Mencocokkan tabiat adalah syarat
wajib agar sebuah visi bersama tercipta. Anis Matta, dalam Serial Cinta-nya,
menggambarkan upaya itu sebagai “kesamaan atau kegenapan atau keseimbangan dua
karakter”. Seperti dua sungai besar yang bertemu dalam satu samudera lalu
menciptakan gelombang yang dahsyat. Seperti air bening yang mengaliri lahan
yang subur lalu melahirkan sebuah taman yang indah. Seperti air yang
menyala-nyala lalu dipadamkan oleh air yang sejuk.
Kesamaan visi, selanjutnya,
menghasilkan chemistry (keterikatan batin) yang menjadi bahasa
komunikasi khusus keduanya. Ini adalah bahasa yang unik sebab hanya dimengerti
oleh mereka saja. Dalam level tinggi, jarak dan waktu gagal menghalang sepasang
jiwa itu berkomunikasi.
Saya pernah mendengar sebuah kisah
yang menakjubkan tentang sepasang suami istri yang memiliki keterikatan batin
yang tinggi. Mereka rajin tahajjud bersama. Sang suami menderita urtikaria (alergi
dingin) akut. Musibah itu tiba ketika ia
diculik oleh sebuah gerakan separatis dengan alasan yang tak jelas. Tengah
malam, istrinya yang tak tenang bangun menunaikan tahajjud.
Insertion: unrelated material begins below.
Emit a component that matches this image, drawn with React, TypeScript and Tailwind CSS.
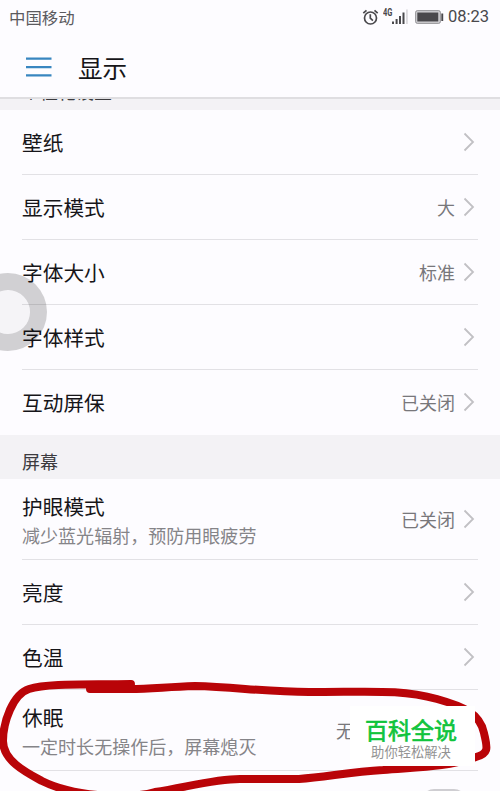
import type { ReactNode } from "react";

const Chevron = () => (
  <svg viewBox="0 0 12 20" className="h-5 w-3 shrink-0" fill="none" stroke="#c1c0c4" strokeWidth="1.8">
    <path d="M1.5 1.5 10 10 1.5 18.5" />
  </svg>
);

const AlarmIcon = () => (
  <svg viewBox="0 0 17 17" className="h-[17px] w-[17px]" fill="none" stroke="#49484c" strokeWidth="1.7">
    <circle cx="8.5" cy="9" r="6" />
    <path d="M8.3 5.2v4l2.6 2.5M1.3 4.2l3.2-2.9M15.7 4.2l-3.2-2.9" />
  </svg>
);

const SignalIcon = () => (
  <svg viewBox="0 0 17 16" className="h-4 w-[17px]" fill="#49484c">
    <path d="M0 12.5h2V15H0zM3.6 10h2v5h-2zM7 7h2v8H7zM10.5 3.5h2V15h-2z" />
    <path d="M14.2.5h1.5V15h-1.5z" fill="#d4d3d7" />
  </svg>
);

const BatteryIcon = () => (
  <svg viewBox="0 0 29 15" className="h-[15px] w-[29px]">
    <rect x="0.7" y="0.7" width="24.6" height="12.6" rx="1.5" fill="#d6d5d9" stroke="#8b8a8e" />
    <path d="M2.3 2.5h21v9h-21zM26.3 3.5h1.9V11h-1.9z" fill="#49484c" />
  </svg>
);

type RowProps = {
  label: string;
  description?: string;
  value?: ReactNode;
};

const Row = ({ label, description, value }: RowProps) => (
  <div
    className={
      description
        ? "ml-[22px] mr-[22px] flex h-[81px] items-center border-b border-[#e2e1e5]"
        : "ml-[22px] mr-[22px] flex h-[65px] items-center border-b border-[#e2e1e5] last:border-transparent"
    }
  >
    <div className={description ? "flex-1 whitespace-nowrap pt-[3px]" : "flex-1 whitespace-nowrap"}>
      <div className="text-[20.7px] leading-[29px] text-[#161519]">{label}</div>
      {description && <div className="text-[18.05px] leading-[29px] text-[#858488]">{description}</div>}
    </div>
    <div className="mr-[3px] flex items-center gap-2">
      <span className="text-[18px] leading-6 text-[#78777b]">{value}</span>
      <Chevron />
    </div>
  </div>
);

const personal = [
  { label: "壁纸" },
  { label: "显示模式", value: "大" },
  { label: "字体大小", value: "标准" },
  { label: "字体样式" },
  { label: "互动屏保", value: "已关闭" },
];

const screen = [
  { label: "护眼模式", description: "减少蓝光辐射，预防用眼疲劳", value: "已关闭" },
  { label: "亮度" },
  { label: "色温" },
  { label: "休眠", description: "一定时长无操作后，屏幕熄灭", value: <span className="mr-[101px]">无</span> },
];

export default function App() {
  return (
    <main className="relative h-[791px] w-[500px] overflow-hidden bg-[#fdfcff] font-['Noto_Sans_CJK_SC',sans-serif]">
      <header className="flex h-[97px] flex-col">
        <div className="flex h-[34px] items-center pl-[9px] pr-[11px] text-[#49484c]">
          <span className="flex-1 text-[16.4px] leading-6 text-[#5b5a5e]">中国移动</span>
          <AlarmIcon />
          <span className="mb-2 ml-[4px] origin-left scale-x-75 font-[Roboto] text-[10px] font-bold leading-3">4G</span>
          <span className="-ml-[4px]">
            <SignalIcon />
          </span>
          <span className="ml-[6px]">
            <BatteryIcon />
          </span>
          <span className="ml-[4px] font-[Roboto] text-[16.5px] leading-6">08:23</span>
        </div>
        <div className="flex h-[63px] items-center pl-[26px] pt-[2px]">
          <svg viewBox="0 0 26 20" className="h-5 w-[26px]" fill="#3886c0">
            <path d="M0 .5h25.5v2.2H0zM0 9h25.5v2.2H0zM0 17.3h25.5v2.2H0z" />
          </svg>
          <h1 className="ml-[26px] text-[24.6px] leading-8 text-[#161519]">显示</h1>
        </div>
      </header>

      <div className="flex h-[13px] items-end overflow-hidden border-t-2 border-[#dfdee1] bg-[#f3f2f5] pl-[22px]">
        <span className="mb-[10px] h-[18px] text-[18px] leading-[18px] text-[#3c3b3f]">个性化设置</span>
      </div>
      <section>
        {personal.map((item) => (
          <Row key={item.label} {...item} />
        ))}
      </section>

      <h2 className="flex h-11 items-end bg-[#f3f2f5] pb-[5px] pl-[22px] text-[18px] leading-[26px] text-[#3c3b3f]">屏幕</h2>
      <section>
        {screen.map((item) => (
          <Row key={item.label} {...item} />
        ))}
      </section>

      {/* floating navigation dock */}
      <div className="absolute -left-[31px] top-[273px] h-[78px] w-[78px] rounded-full border-[17px] border-black/15 bg-black/[0.03]" />

      {/* top edge of the next switch */}
      <div className="absolute left-[422px] top-[789px] h-6 w-11 rounded-full bg-[#cfced2]" />

      <svg
        viewBox="0 0 500 791"
        className="absolute inset-0 h-full w-full"
        fill="none"
        stroke="#b90408"
        strokeWidth="8"
        strokeLinecap="round"
        strokeLinejoin="round"
      >
        <path d="M131 684C92 685 48 683 29 689C13 694 3 722 3 741C3 761 27 773 42 781C72 796 126 800 155 792C187 787 215 779 240 779L299 779C326 777 350 772 383 770C419 767 448 767 476 757C490 753 487 747 484 733C480 713 462 706 437 699C401 689 372 692 309 692C267 692 235 687 195 686C165 687 151 689 130 689L90 689" />
      </svg>

      <div className="absolute left-[350px] top-[706px] flex h-[60px] w-[125px] flex-col items-center bg-white pr-[3px] pt-[9px]">
        <div className="text-[23px] leading-[29px] text-[#10c43c] [-webkit-text-stroke:0.7px_#10c43c]">百科全说</div>
        <div className="pt-px text-[13.3px] leading-[14px] text-[#929292]">助你轻松解决</div>
      </div>
    </main>
  );
}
Ia tahu separatis
itu takkan peduli sanderanya bisa mati karena serangan udara pegunungan yang
menggigil. Karena itu, seusai tahajjud ia berdoa agar alergi itu dipindahkan ke
tubuhnya saja. hanya beberapa saat kemudian, kulitnya terasa gatal-gatal dan
kemerahan. Setelah sang suami dibebaskan, ia bercerita keanehan yang
dirasakannya sampai-sampai ia menduga alerginya sudah sembuh. Masya Allah.
Kesamaan visi juga menjadikan cinta
tahan lama, tak terpengaruh oleh usia dan faktor-faktor fisik lainnya. Tapi tak
banyak yang bisa menjaga visinya tetap sama. Dalam perjalanan, godaan dan bujuk
rayu seringkali menggoyahkan cita-cita cinta.
Karena itu, kesamaan visi yang
mantap hanya lahir dari pemahaman yang kuat terhadap agama. Maka di titik ini
kita menemukan kebenaran wasiat Rasulullah saw, bahwa hal utama yang harus
diperhatikan dalam memilih jodoh adalah agamanya.
Jadi, temukan visi cintamu lalu
carilah “dia” yang bervisi sama. Lalu, ajaklah dia menggapai cita-cita itu.
Tentu saja dengan cara-cara yang terhormat.